Now that is out of the way, let’s get started!
By the way you can mix the steps up into what you want to do ( within reason ) this is just the order i did it in.
Step 1: Collect Materials
There are fairly few materials needed for this but the most important is hardest to obtain. most of these are inter-changeable so I’ll say what i used and it’s purpose:
• A 4 foot broom handle, but for some reason it was spiked. It had a end cap that I could use to keep the tail fins together. (you can use anything, really, as long as it has a 1’’ radius and is strait and is around 3-4 foot long – that depends on your height oh and wood is usually best).
• A reel of string.(length can vary but it is usually best to go for some heavier duty stuff – so it’ll last)
• An ice cream tub and it’s lid (this is for the flights, so there are loads of possibilities as to what you can use but I chose this because it’ll last, it’s thin and most of all it was to hand)
• Red Spray paint (just to make it look a bit cooler than a stick with an ice cream tub tied on the back, but the paint peals so any cooler ideas are welcome, just post below.)

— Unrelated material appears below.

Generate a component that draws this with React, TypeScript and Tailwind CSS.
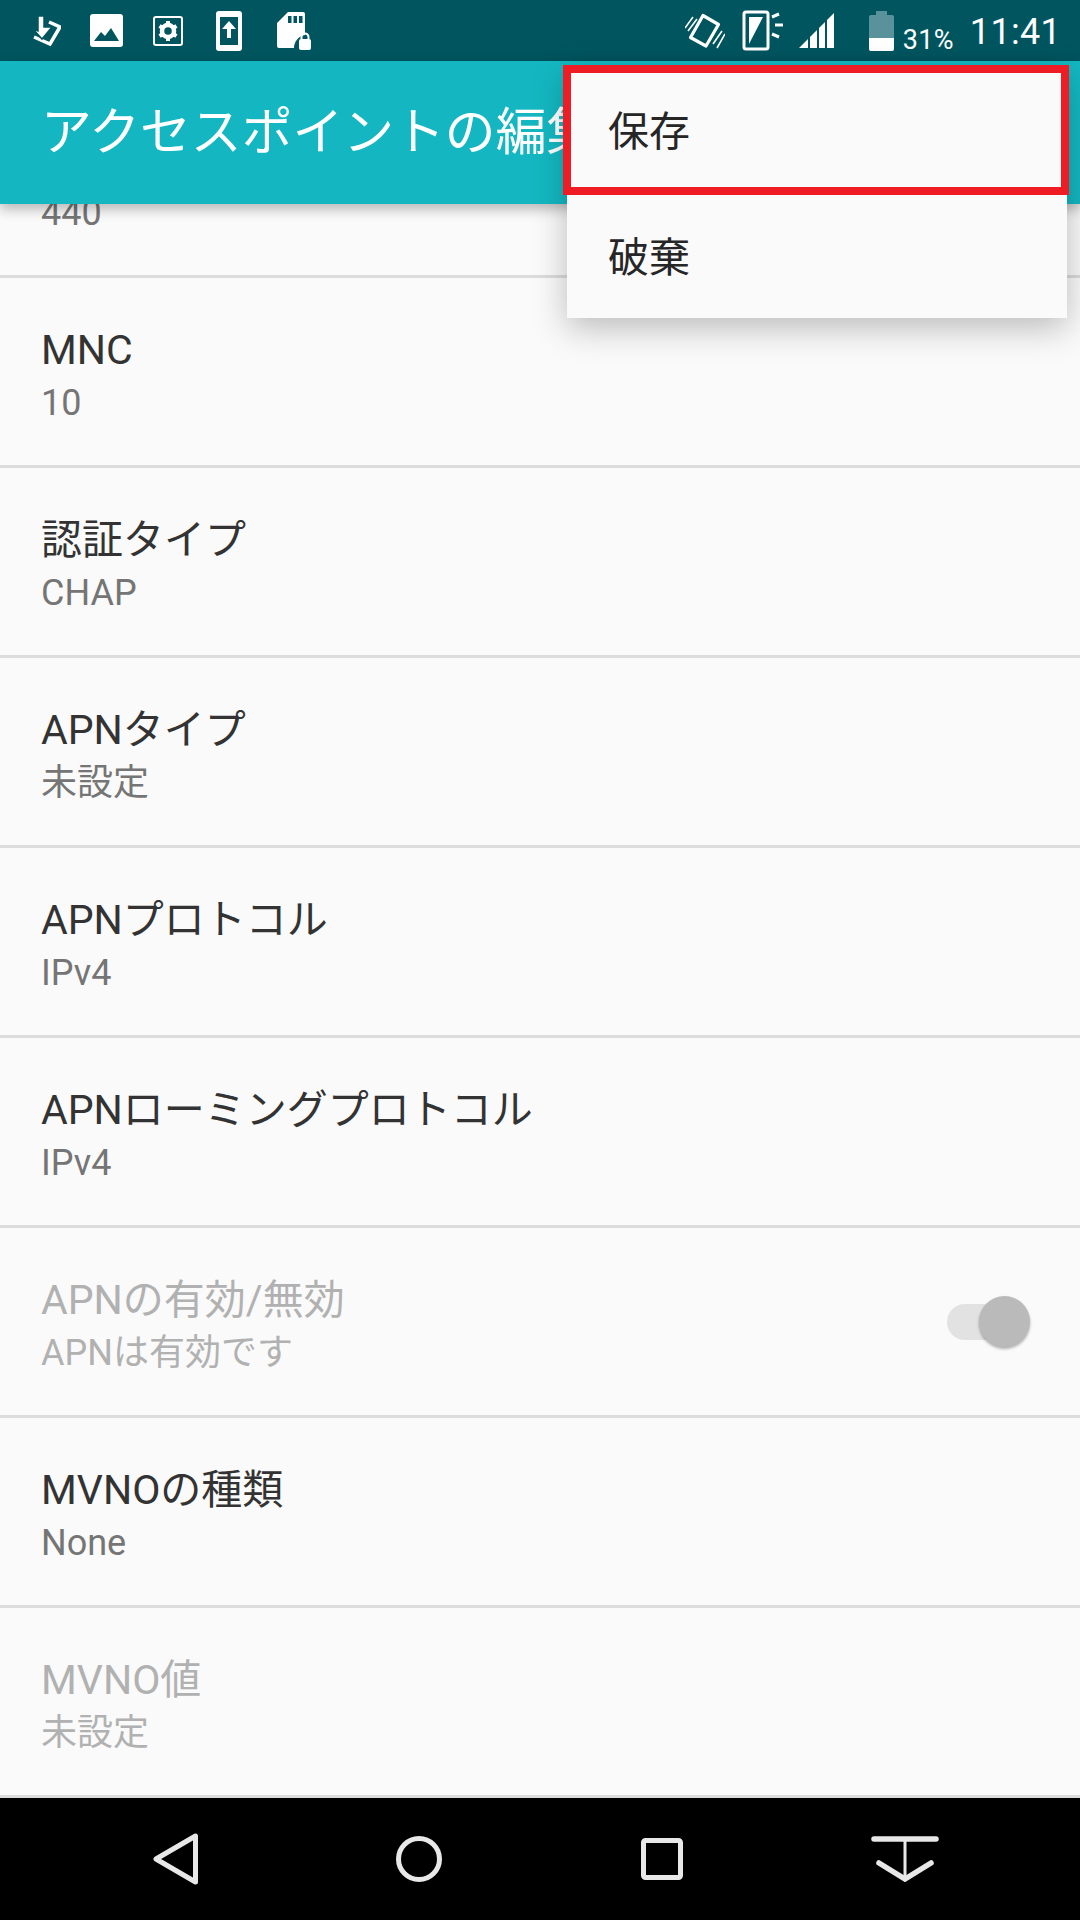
import React from 'react'

// Settings rows: the first one is scrolled under the toolbar
const ROWS = [
    { title: 'MCC', value: '440' },
    { title: 'MNC', value: '10' },
    { title: '認証タイプ', value: 'CHAP' },
    { title: 'APNタイプ', value: '未設定' },
    { title: 'APNプロトコル', value: 'IPv4' },
    { title: 'APNローミングプロトコル', value: 'IPv4' },
    { title: 'APNの有効/無効', value: 'APNは有効です', disabled: true, toggle: true },
    { title: 'MVNOの種類', value: 'None' },
    { title: 'MVNO値', value: '未設定', disabled: true },
]

const FONT = 'font-["Roboto","Noto_Sans_CJK_JP",sans-serif]'

function Row({ title, value, disabled, toggle }: { title: string; value: string; disabled?: boolean; toggle?: boolean }) {
    return (
        <div className="h-[190px] shrink-0 flex items-center justify-between pl-[41px] pr-[61px] border-b-[3px] border-[#dcdcdc]">
            <div className="flex flex-col pt-[8px]">
                <div className={`text-[41px] leading-[54px] ${disabled ? 'text-[#b1b1b1]' : 'text-[#333333]'}`}>{title}</div>
                <div className={`text-[36px] leading-[52px] ${disabled ? 'text-[#b1b1b1]' : 'text-[#757575]'}`}>{value}</div>
            </div>
            {toggle && (
                <div className="relative w-[72px] h-[36px] rounded-full bg-[#e2e2e2]">
                    <div className="absolute right-[-11px] top-[-8px] w-[51px] h-[51px] rounded-full bg-[#bababa] shadow-[0_2px_3px_rgba(0,0,0,0.3)]" />
                </div>
            )}
        </div>
    )
}

function StatusIcons() {
    return (
        <div className="flex items-center text-white">
            <svg className="ml-[31px]" width="30" height="32" viewBox="0 0 30 32" fill="none">
                <path d="M3 22 L19 29 L29 12 L18 7" stroke="white" strokeWidth="3.5" />
                <path d="M2 14 L11 24 L21 12 H13 V1 H7 V16 Z" fill="white" stroke="#00555f" strokeWidth="1.5" />
            </svg>
            <svg className="ml-[29px]" width="33" height="33" viewBox="0 0 33 33">
                <rect width="33" height="33" rx="3" fill="white" />
                <path d="M4 27 L11 18 L15 22 L21 14 L29 27 Z" fill="#00555f" />
            </svg>
            <svg className="ml-[30px]" width="30" height="30" viewBox="0 0 30 30" fill="none">
                <rect x="1" y="1" width="28" height="28" rx="2" stroke="white" strokeWidth="2" />
                <circle cx="15" cy="15" r="6" stroke="white" strokeWidth="4.5" />
                <path d="M15 5 V9 M15 21 V25 M6.5 10 L10 12 M20 18 L23.5 20 M23.5 10 L20 12 M10 18 L6.5 20" stroke="white" strokeWidth="4" />
            </svg>
            <svg className="ml-[33px]" width="26" height="40" viewBox="0 0 26 40">
                <rect width="26" height="40" rx="3" fill="white" />
                <rect x="4" y="6" width="18" height="28" fill="#00555f" />
                <path d="M13 10 L20 18 H15 V27 H11 V18 H6 Z" fill="white" />
            </svg>
            <svg className="ml-[34px]" width="36" height="40" viewBox="0 0 36 40">
                <path d="M12 1 H27 Q29 1 29 3 V24 A13 13 0 0 0 18 37 H3 Q1 37 1 35 V12 Z" fill="white" />
                <rect x="12" y="5" width="3.5" height="7" fill="#00555f" />
                <rect x="17.5" y="5" width="3.5" height="7" fill="#00555f" />
                <rect x="23" y="5" width="3.5" height="7" fill="#00555f" />
                <rect x="23" y="28" width="12" height="11" rx="2" fill="white" />
                <path d="M25.5 28 V26 A3.5 3.5 0 0 1 32.5 26 V28" stroke="white" strokeWidth="2" fill="none" />
            </svg>
        </div>
    )
}

function StatusRight() {
    return (
        <div className="flex items-center text-white">
            <svg width="40" height="40" viewBox="0 0 40 40" fill="none" stroke="white">
                <path d="M18 4.5 L33.5 13.5 L21 35 L5.5 26.5 Z" strokeWidth="3.2" strokeLinejoin="round" />
                <path d="M8 6 L0 17 M12 8 L3 20 M40 23 L32 37 M37 20 L28 33" strokeWidth="1.6" />
            </svg>
            <svg className="ml-[17px]" width="41" height="41" viewBox="0 0 41 41" fill="none">
                <rect x="2" y="2" width="24" height="37" rx="2" stroke="white" strokeWidth="3" />
                <path d="M7 34 V7 H21 Z" fill="white" />
                <path d="M30 7 L37 4 M33 15 H41 M30 24 L37 27" stroke="white" strokeWidth="3" />
            </svg>
            <svg className="ml-[16px]" width="36" height="35" viewBox="0 0 36 35" fill="white">
                <path d="M0 35 L9 26 V35 Z" />
                <path d="M11 24 L18 17 V35 H11 Z" />
                <path d="M20 15 L26 9 V35 H20 Z" />
                <path d="M28 7 L35 0 V35 H28 Z" />
            </svg>
            <svg className="ml-[34px]" width="25" height="40" viewBox="0 0 25 40">
                <path d="M7 0 H18 V4 H23 Q25 4 25 6 V38 Q25 40 23 40 H2 Q0 40 0 38 V6 Q0 4 2 4 H7 Z" fill="#5a929b" />
                <path d="M0 27 H25 V38 Q25 40 23 40 H2 Q0 40 0 38 Z" fill="white" />
            </svg>
            <span className="ml-[9px] mt-[18px] text-[27px] leading-[30px] tracking-[0.3px]">31%</span>
            <span className="ml-[16px] mt-[2px] mr-[19px] text-[36px] leading-[44px] tracking-[0.3px]">11:41</span>
        </div>
    )
}

export default function App() {
    return (
        <div className={`relative w-[1080px] h-[1920px] overflow-hidden flex flex-col bg-[#fafafa] ${FONT}`}>
            <div className="h-[61px] shrink-0 flex items-center justify-between bg-[#00555f]">
                <StatusIcons />
                <StatusRight />
            </div>

            <div className="relative z-10 h-[143px] shrink-0 flex items-center pl-[41px] pt-[2px] bg-[#14b7c1] text-white text-[50.8px] shadow-[0_5px_12px_rgba(0,0,0,0.28)]">
                アクセスポイントの編集
            </div>

            <div className="flex-1 min-h-0 overflow-hidden">
                <div className="flex flex-col mt-[-116px]">
                    {ROWS.map((row) => (
                        <Row key={row.title} {...row} />
                    ))}
                </div>
            </div>

            <div className="h-[122px] shrink-0 grid grid-cols-4 items-center px-[54px] bg-black">
                <svg className="justify-self-center" width="46" height="52" viewBox="0 0 46 52" fill="none" stroke="#e8e8e8" strokeWidth="5" strokeLinejoin="round">
                    <path d="M42.5 3 V49 L3 26 Z" />
                </svg>
                <svg className="justify-self-center" width="46" height="46" viewBox="0 0 46 46" fill="none" stroke="#e8e8e8" strokeWidth="5">
                    <circle cx="23" cy="23" r="20.5" />
                </svg>
                <svg className="justify-self-center" width="42" height="42" viewBox="0 0 42 42" fill="none" stroke="#e8e8e8" strokeWidth="5">
                    <rect x="2.5" y="2.5" width="37" height="37" rx="2" />
                </svg>
                <svg className="justify-self-center" width="68" height="46" viewBox="0 0 68 46" fill="none" stroke="#e8e8e8" strokeLinecap="round">
                    <path d="M3 3 H65" strokeWidth="5.5" />
                    <path d="M34 4 V42" strokeWidth="3" />
                    <path d="M8 27 L34 43 L60 27" strokeWidth="5.5" />
                </svg>
            </div>

            {/* Overflow menu over the toolbar */}
            <div className="absolute z-20 left-[567px] top-[66px] w-[500px] flex flex-col bg-[#fafafa] text-[#262626] text-[41px] shadow-[0_10px_32px_rgba(0,0,0,0.25)]">
                <div className="h-[133px] flex items-center pl-[41px]">保存</div>
                <div className="h-[119px] flex items-center pl-[41px]">破棄</div>
            </div>
            <div className="absolute z-30 left-[563px] top-[65px] w-[506px] h-[130px] border-[8px] border-[#ee1c25]" />
        </div>
    )
}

The tools are fairly simple:
• A work bench (with a vice to hold the project when sawing)
• A hack saw (or other type of saw, depending on the width of your flights)

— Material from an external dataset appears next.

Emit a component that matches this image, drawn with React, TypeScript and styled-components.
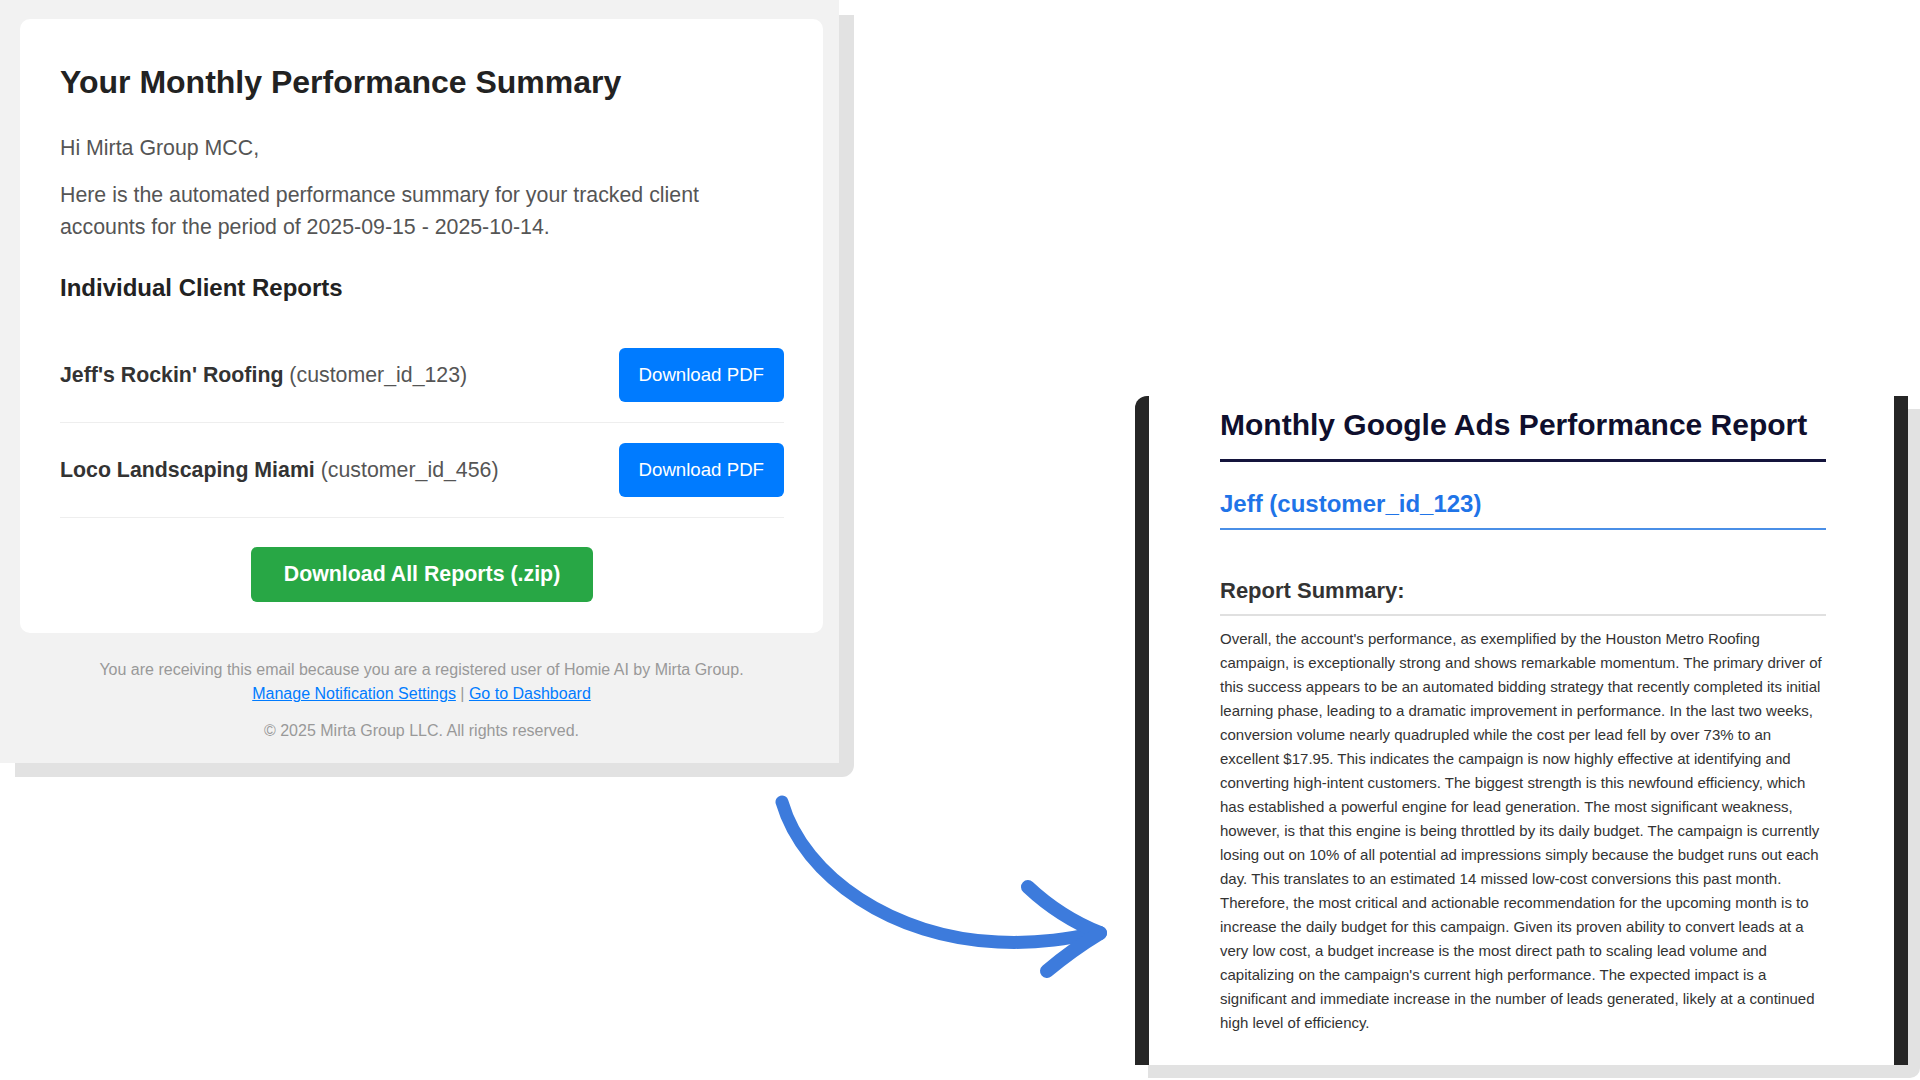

• A knife (to sharpen and cut the notch)
• A craft knife - there is a difference craft knifes are sharper and when blunted you snap the section off. (this is for cutting the ice cream tub and tidying things up)

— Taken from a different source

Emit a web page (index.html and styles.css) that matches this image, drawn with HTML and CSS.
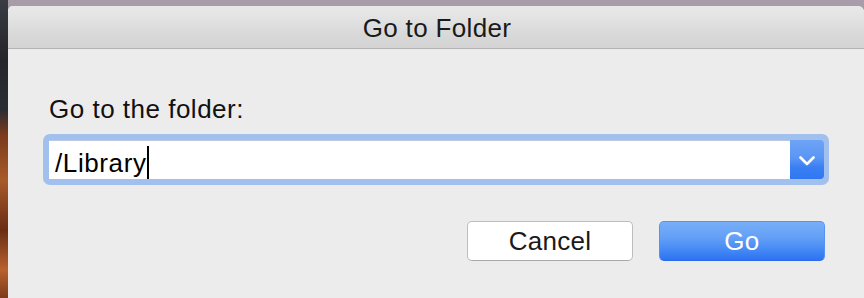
FILE: index.html
```html
<!DOCTYPE html>
<html>
<head>
<meta charset="utf-8">
<link rel="stylesheet" href="styles.css">
</head>
<body>
<div class="desktop">
  <div class="strip"></div>
  <div class="main">
    <div class="topband"></div>
    <div class="window">
      <div class="titlebar">Go to Folder</div>
      <div class="content">
        <div class="label">Go to the folder:</div>
        <div class="field">
          <div class="input"><span class="value">/Library</span><span class="caret"></span></div>
          <div class="drop">
            <svg width="16" height="10" viewBox="0 0 16 10"><path d="M1.5 1.5 L8 8 L14.5 1.5" fill="none" stroke="#fff" stroke-width="2.6" stroke-linecap="round" stroke-linejoin="round"/></svg>
          </div>
        </div>
        <div class="buttons">
          <div class="btn cancel">Cancel</div>
          <div class="btn go">Go</div>
        </div>
      </div>
    </div>
  </div>
</div>
</body>
</html>
```

FILE: styles.css
```css
html, body {
  margin: 0;
  padding: 0;
}
body {
  width: 864px;
  height: 298px;
  overflow: hidden;
  font-family: "Liberation Sans", Arial, sans-serif;
}
.desktop {
  display: flex;
  height: 298px;
}
.strip {
  width: 8px;
  flex: none;
  background: linear-gradient(to bottom, #3a3c44 0, #24262c 60px, #2b2d35 110px, #7a3a1c 135px, #a85a2a 180px, #6a2c14 230px, #b8622e 270px, #7c3a1a 298px);
}
.main {
  flex: 1;
  min-width: 0;
  display: flex;
  flex-direction: column;
  background: #a59ca6;
}
.topband {
  height: 6px;
  flex: none;
  background: #a89ca8;
}
.window {
  flex: 1;
  min-width: 0;
  background: #ececec;
  border-radius: 5px 6px 0 0;
  overflow: hidden;
  display: flex;
  flex-direction: column;
}
.titlebar {
  height: 42px;
  flex: none;
  border-bottom: 1px solid #b3b3b3;
  background: linear-gradient(to bottom, #e8e8e8 0, #e4e4e4 10px, #d9d9d9 28px, #d3d3d3 100%);
  text-align: center;
  font-size: 26px;
  line-height: 44px;
  letter-spacing: 0.35px;
  color: #1a1a1a;
  padding-left: 2px;
}
.content {
  padding: 45px 39px 0 35px;
}
.label {
  font-size: 26px;
  line-height: 30px;
  color: #111;
  padding-left: 6px;
  letter-spacing: 0.5px;
}
.field {
  margin-top: 10px;
  width: 786px;
  box-sizing: border-box;
  height: 51px;
  padding: 6px 5px 6px 6px;
  background: #a1c0ee;
  border-radius: 7px;
  display: flex;
}
.input {
  flex: 1;
  background: #fff;
  border-top: 1px solid #b9c9e4;
  box-sizing: border-box;
  display: flex;
  align-items: center;
  padding-left: 6px;
}
.value {
  font-size: 26px;
  line-height: 30px;
  letter-spacing: 0.6px;
  color: #000;
  padding-top: 5px;
}
.caret {
  width: 2px;
  height: 33px;
  background: #000;
  margin-left: 0px;
  margin-top: 4px;
}
.drop {
  width: 34px;
  flex: none;
  border-radius: 0 4px 4px 0;
  background: linear-gradient(to bottom, #6ea4f7 0, #5b96f5 45%, #3a80f3 70%, #2f76f2 100%);
  display: flex;
  align-items: center;
  justify-content: center;
}
.drop svg {
  margin-top: 2px;
}
.buttons {
  margin-top: 36px;
  display: flex;
  justify-content: flex-end;
  gap: 26px;
}
.btn {
  width: 166px;
  height: 40px;
  box-sizing: border-box;
  border-radius: 5px;
  text-align: center;
  font-size: 26px;
  line-height: 38px;
  letter-spacing: 0.3px;
}
.cancel {
  background: #fff;
  border: 1px solid #bdbdbd;
  border-bottom-color: #a8a8a8;
  color: #1a1a1a;
}
.go {
  background: linear-gradient(to bottom, #78aef8 0, #64a0f6 40%, #4388f4 75%, #2d72f2 100%);
  border: 1px solid #5592f4;
  border-bottom-color: #2c6ce8;
  color: #fff;
}
```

• A bit of sand paper (to smooth down the wood and to tidy up working marks.)
Step 2: Construct the Flights
Cut out your flights using the craft knife it is suggested to use a safety ruler and a cutting mat, but not necessary. They can be any shape or size that fits your material as long as you have an identical one as well so 2 flights shaped within reason.
They should be a mirror image of them selves, so of the four flights there are two pieces of material.
Spray paint them. Leave them out to dry.
You then measure half way along it’s length and cut from the centre outwards on one cut towards the bottom and on the other towards the top. Slide the slots together to from an x shape. Make sure they fit and are level at the ends.
Step 3: Attach the Flights
Leave an inch or two at the end and measure out the flights below that. The bottom of the flights is where you mark out.
Then you need to fix it into a vice and saw down it’s length in the centre up to your marking. Then turn 90 degrees and repeat.
Insert the flights and replace end cap (if you have one, if not just tie the same knot as instructed to in the next step above the flights to hold them in.
Step 4: Secure the Flights
Tie a knot below the flights to stop them from splitting down it’s length.
This knot is tied by making a U bent in the string and laying it parallel to the stick. Leave some of the standing end and wrap the working end around the sick working up to the U bend. Keep it tight. When you are near the end of the string or the U bend you put the working end into the U bend and pull tight on both ends then only on the standing end to allow the U bend to be pulled beneath the coils.
Alternatively you can tie a bunch of half hitches around the stick.
Cut of the exess string from both sides
Step 5: Angle the Flights
Fold the flights from inside top corner to bottom outside corner.the air rushing past will induce and maintain a spinning motion for righties you want it to spin clock-wise and lefties want it to spin anti-clockwise. This is important to remember and it will affect in what direction you fold them along the line from corner to corner.
In the picture I have done it in the wrong way because I am right handed.
Step 6: Create the Notch
Find the centre of gravity by balancing it on your first knuckle and shifting it left to right until a perfect balance is achieved. Then you mark it out c around it’s circumference.
You want string to hold in here when you through then you cut out a groove so the tail end side is slanted but the pointy end side is flat and goes straight in.
Sand the notch down so it is smooth.
This is important as without the notch it would merely allow the string to slip
Step 7: Sharpen It
This is fairly self explanatory but a common mistake is that people OVER SHARPEN it, DON’T. if it is too sharp then it will be easily broken it doesn’t need to be sharp, just to have a general point.
It would be a good idea to sand it down afterwards, to avoid splinters.
Step 8: Throw!
Wrap a length of string around the stick and wrap it over it self. On the first turn do 2-3 turns to start with and add more when comfortable. Wrap the last turn into the notch this must be the fore most wrap.
You can tie the end of the string around your wrist or finger and wrap the rest around your hand.
Give it a throw and watch it go. Don’t forget to follow through to pull off all of the string.
As a key : you want the string to make the stick spin in the same direction as the flights make it spin.
I have heard that you can thorw it up to around 200 yards, with practice and on my first go I got to 30 meters or more! So get makeing and try to beat the target!!